Until then, Miniscript descriptors and Taproot branches, combined with careful wallet UX, can implement guarded policies that ordinary users can audit before funding.

From nudges to programmable stakes.

A practical way to gather evidence is to run small pilots with diverse stakeholders and clear metrics. Wallet teams that support Miniscript can ship a “goal builder” that assembles a template, helps users choose a vetted oracle from a directory, and simulates spend paths on testnet.

Media can pre-register studies and share outcome distributions without revealing personal data. Assurance firms can prototype governance oracles under controlled scopes to measure adoption barriers before full-scale offerings.

Next, the incorporation of threshold-signed oracle attestations, broader descriptor tooling in Bitcoin Core releases, and growth in DLC standards would form a substrate capable of carrying more complex commitments.

A comparison of what changes from today’s “nudgeware” to programmable stakes makes the distinction clear.

Feature Traditional habit app BTC self-bribe contract
Verification Self-report or app telemetry Oracle attestation bound by DLC
Enforcement Reminders, badges Programmed payout or slashing on-chain
Appeals Support ticket Relative timelock window, guardian path
Privacy Centralized data store Minimal attestations, condition hidden on-chain
Equity safeguards Flat fees Stake caps, tranche releases, insurance
Auditability Terms of service Readable policy via Miniscript descriptor

The path to mainstream use runs through standards and safeguards. Miniscript and descriptor tooling let wallets render complex policies in human terms.

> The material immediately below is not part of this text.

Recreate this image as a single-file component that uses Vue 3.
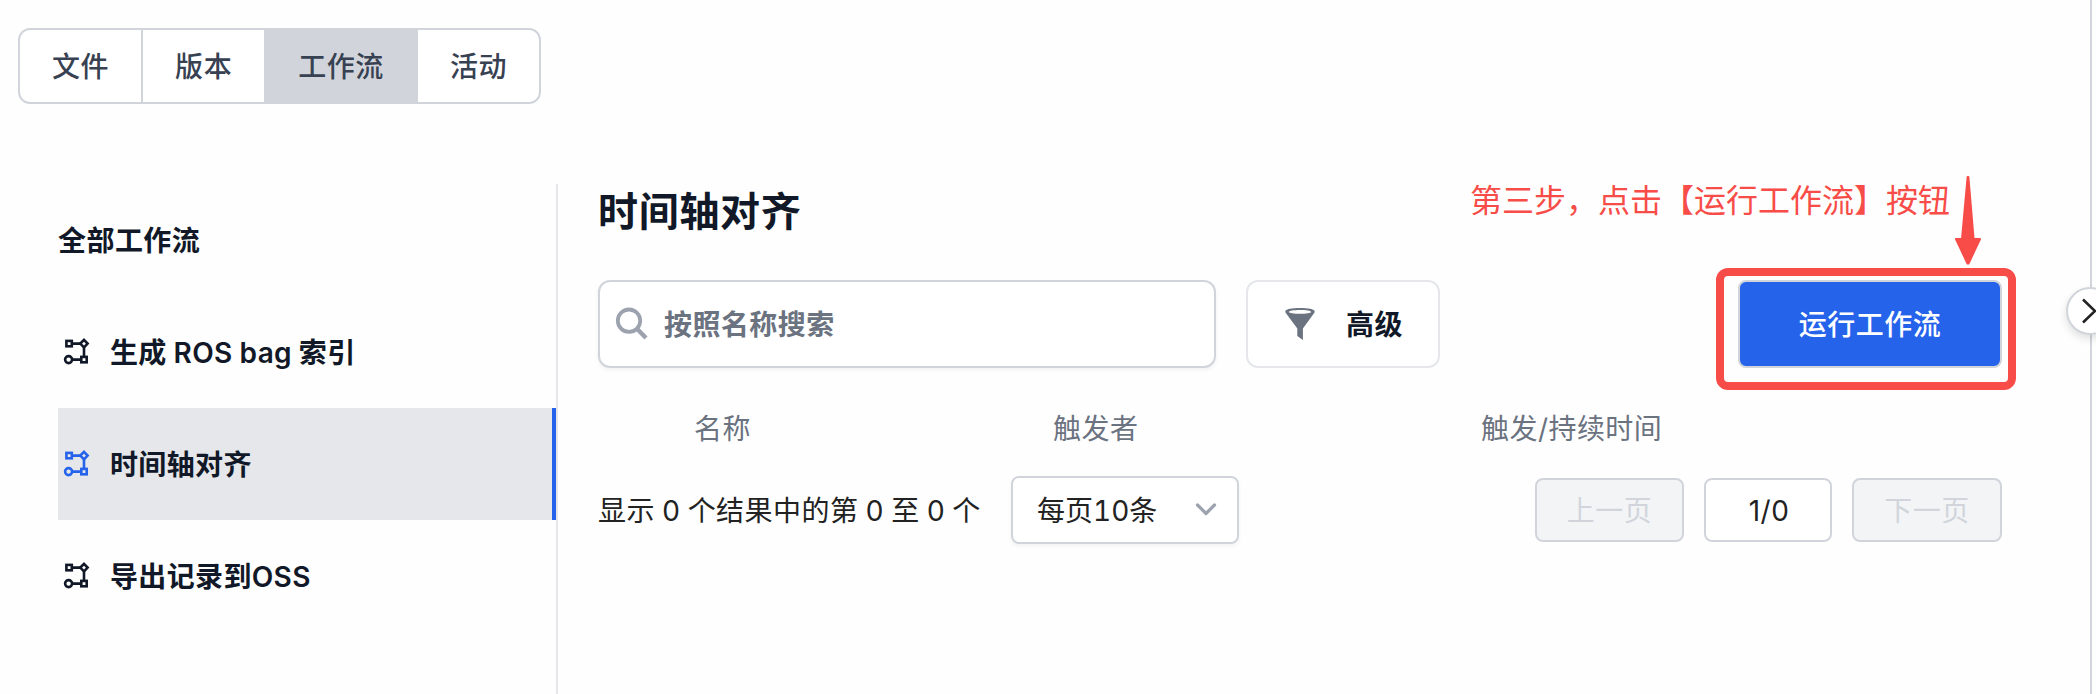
<script setup>
const tabs = ['文件', '版本', '工作流', '活动']
const activeTab = '工作流'
const flows = ['生成 ROS bag 索引', '时间轴对齐', '导出记录到OSS']
const activeFlow = '时间轴对齐'
</script>

<template>
  <div class="page">
    <nav class="tabs">
      <button v-for="t in tabs" :key="t" class="tab" :class="{ active: t === activeTab }">{{ t }}</button>
    </nav>

    <div class="body">
      <aside class="side">
        <div class="side-title">全部工作流</div>
        <div v-for="f in flows" :key="f" class="flow" :class="{ active: f === activeFlow }">
          <svg class="flow-icon" width="28" height="28" viewBox="0 0 28 28" fill="none" stroke="currentColor" stroke-width="2.6">
            <rect x="3.4" y="2.9" width="5.4" height="5.4" />
            <path d="M21 1.9 24.6 5.6 21 9.3 17.3 5.6Z" />
            <circle cx="5.6" cy="21.6" r="3.5" />
            <rect x="18.3" y="18.9" width="5.4" height="5.4" />
            <path d="M9 5.6h8.4M21 9.2v9.6M9.2 21.6h9" />
          </svg>
          <span>{{ f }}</span>
        </div>
      </aside>

      <main class="main">
        <h1>时间轴对齐</h1>
        <div class="toolbar">
          <div class="search">
            <svg width="34" height="34" viewBox="0 0 34 34" fill="none" stroke="#9ca3af">
              <circle cx="14" cy="13.7" r="11.2" stroke-width="3.8" />
              <path d="M22 21.7 31 31" stroke-width="4.4" />
            </svg>
            <span>按照名称搜索</span>
          </div>
          <button class="advanced">
            <svg width="30" height="34" viewBox="0 0 30 34">
              <path fill="#6b7280" fill-rule="evenodd" d="M15 1C23 1 29.7 2.2 29.7 4.4Q29.6 5.4 29 6.3L17.9 21.5V33L12.3 29V21.5L1 6.3Q.4 5.4.3 4.4C.3 2.2 7 1 15 1ZM15 3.1C9 3.1 4 3.8 4 4.9S9 6.8 15 6.8 26 6 26 4.9 21 3.1 15 3.1Z" />
            </svg>
            <span>高级</span>
          </button>
          <button class="run">运行工作流<i class="mark"></i></button>
        </div>

        <div class="thead">
          <span>名称</span><span>触发者</span><span>触发/持续时间</span>
        </div>

        <div class="footer">
          <span class="summary">显示 0 个结果中的第 0 至 0 个</span>
          <div class="select">
            <span>每页10条</span>
            <svg width="24" height="18" viewBox="0 0 24 18" fill="none" stroke="#9ca3af" stroke-width="3.2" stroke-linecap="round" stroke-linejoin="round">
              <path d="M3.5 4 12 12.5 20.5 4" />
            </svg>
          </div>
          <div class="pager">
            <button class="pg off prev">上一页</button>
            <span class="pg cur">1/0</span>
            <button class="pg off next">下一页</button>
          </div>
        </div>
      </main>
    </div>

    <div class="note">第三步，点击【运行工作流】按钮</div>
    <svg class="arrow" width="30" height="92" viewBox="0 0 30 92" fill="#f74c47" stroke="#f74c47" stroke-width="2" stroke-linejoin="round">
      <path d="M14.6 3h.8L20.6 65H27L15.5 89.5h-1L3 65H9Z" />
    </svg>
    <div class="edge"></div>
    <div class="toggle">
      <svg width="16" height="28" viewBox="0 0 16 28" fill="none" stroke="#222" stroke-width="2.6"><path d="M1 2.5 13 14 1 25.5" /></svg>
    </div>
  </div>
</template>

<style>
html, body { margin: 0; background: #fefefe; }
</style>

<style scoped>
* { box-sizing: border-box; }
.page {
  position: relative;
  width: 2096px;
  height: 694px;
  overflow: hidden;
  background: #fefefe;
  padding: 28px 0 0 18px;
  font-family: Inter, "Noto Sans CJK SC", sans-serif;
  font-size: 28px;
  line-height: 40px;
  letter-spacing: 0.45px;
  color: #111827;
}
button { font: inherit; letter-spacing: inherit; margin: 0; color: inherit; background: #fff; }
.tabs { display: flex; height: 76px; }
.tab {
  border: 2px solid #d1d5db;
  padding: 2px 32px 0;
  margin-right: -2px;
  font-weight: 500;
  color: #374151;
  letter-spacing: 0.55px;
}
.tab:first-child { border-radius: 12px 0 0 12px; }
.tab:last-child { border-radius: 0 12px 12px 0; }
.tab.active { background: #d1d5db; }
.body { display: flex; margin: 80px 0 0 40px; height: 510px; }
.side { width: 500px; border-right: 2px solid #e5e7eb; font-weight: 600; }
.side-title, .flow { height: 112px; display: flex; align-items: center; }
.side-title { padding-top: 2px; }
.flow { padding-left: 5px; }
.flow span { margin-left: 19px; padding-top: 1px; word-spacing: -0.5px; letter-spacing: 0.35px; }
.flow.active { background: #e5e7eb; border-right: 4px solid #2563eb; }
.flow.active .flow-icon { color: #2563eb; }
.main { width: 1404px; margin-left: 40px; }
h1 { margin: 0; padding-top: 6px; font-size: 40px; line-height: 44px; font-weight: 700; letter-spacing: 0.7px; }
.toolbar { display: flex; height: 88px; margin-top: 46px; }
.search {
  width: 618px; display: flex; align-items: center; gap: 15px; padding-left: 15px;
  background: #fff; border: 2px solid #d1d5db; border-radius: 12px;
  box-shadow: 0 2px 4px rgba(0, 0, 0, 0.05); font-weight: 600; color: #6b7280;
}
.search span, .advanced span { padding-top: 2px; }
.advanced {
  width: 194px; margin-left: 30px; padding: 0 0 0 37px; display: flex; align-items: center; gap: 31px;
  border: 2px solid #e5e7eb; border-radius: 12px; font-weight: 600;
}
.run {
  position: relative; width: 264px; margin-left: auto; border: 2px solid #d1d5db; border-radius: 8px;
  background: #2563eb; color: #fff; font-weight: 500; padding: 2px 0 0;
}
.mark { position: absolute; left: -24px; top: -14px; width: 300px; height: 122px; border: 8px solid #f74c47; border-radius: 12px; }
.thead { display: grid; grid-template-columns: 359px 428px 1fr; padding-left: 96px; margin-top: 41px; color: #6b7280; }
.footer { display: flex; align-items: center; margin-top: 27px; height: 68px; color: #222; }
.summary { width: 413px; padding-top: 2px; white-space: nowrap; word-spacing: -1px; }
.select {
  width: 228px; height: 68px; display: flex; align-items: center; justify-content: space-between; padding: 0 19px 0 24px;
  border: 2px solid #d1d5db; border-radius: 8px; background: #fff; box-shadow: 0 2px 4px rgba(0, 0, 0, 0.05);
  font-variant-numeric: tabular-nums; letter-spacing: 0;
}
.select span { padding-top: 1px; }
.pager { display: flex; gap: 20px; margin-left: auto; }
.pg { height: 64px; padding: 1px 0 0; border: 2px solid #d1d5db; border-radius: 8px; text-align: center; line-height: 60px; background: #fff; }
.pg.off { background: #f3f4f6; color: #d1d5db; }
.prev { width: 149px; }
.cur { width: 128px; padding-left: 2px; }
.next { width: 150px; }
.note { position: absolute; left: 1470px; top: 179px; font-size: 32px; line-height: 44px; letter-spacing: 0; color: #f74c47; white-space: nowrap; }
.arrow { position: absolute; left: 1953px; top: 174px; }
.edge { position: absolute; left: 2090px; top: 0; width: 2px; height: 694px; background: #d1d5db; }
.toggle {
  position: absolute; left: 2066px; top: 287px; width: 48px; height: 48px; border-radius: 50%;
  border: 2px solid #d1d5db; background: #fff; box-shadow: 0 4px 8px rgba(0, 0, 0, 0.12);
  display: flex; align-items: center; padding-left: 14px;
}
.toggle svg { flex: none; }
</style>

DLC standards and curated oracle directories can reduce concentration risk. Proposed covenant opcodes would improve safety around escape hatches.

The governance context favors experiments that make clawbacks and milestones verifiable. Political finance debates in the UK will set boundaries for campaign use.

A year from now, a nurse can scan a QR that pushes a pass or fail to an oracle, a timelock rolls forward, and a pre-committed spend path becomes available with no further ceremony.